The Zürcher Oberland ("Zurich highlands") in Switzerland, is the hilly south-eastern part of the canton of Zurich, bordering on the Toggenburg, including the districts of Uster, Hinwil, Pfäffikon as well as the Töss Valley as far as the district of Winterthur. The territory gradually fell under the control of the city of Zurich from 1408 to 1452. In the 18th century, the jurisdiction lay with the reeve of Grüningen for the southern part, and with the reeve of Kyburg for the northern part together with most of the Zürcher Unterland.

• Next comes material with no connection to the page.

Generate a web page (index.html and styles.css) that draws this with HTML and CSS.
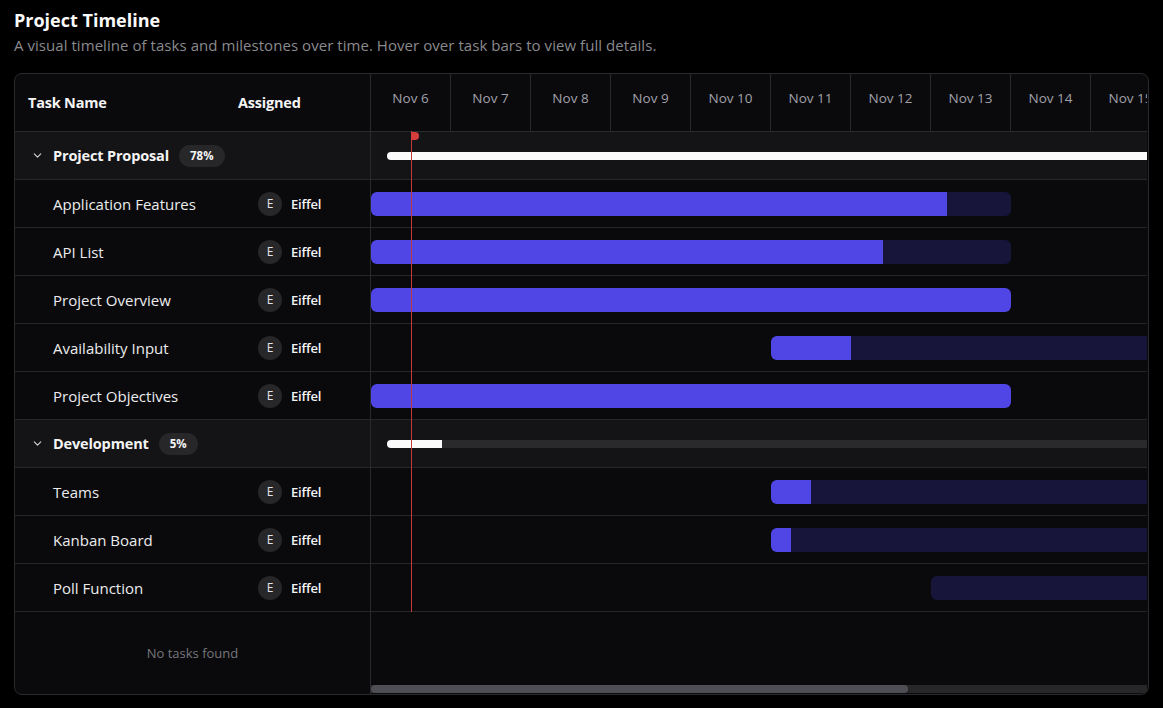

Municipalities: Bäretswil - Bauma - Bubikon - Dürnten-Tann - Fällanden -Fehraltorf - Fischenthal - Gossau - Greifensee - Grüningen - Hinwil - Hittnau - Kyburg - Maur - Mönchaltorf - Pfäffikon - Russikon - Rüti - Schlatt - Seegräben - Sternenberg - Turbenthal - Uster - Volketswil - Wald - Weisslingen - Wetzikon - Wila - Wildberg - Zell.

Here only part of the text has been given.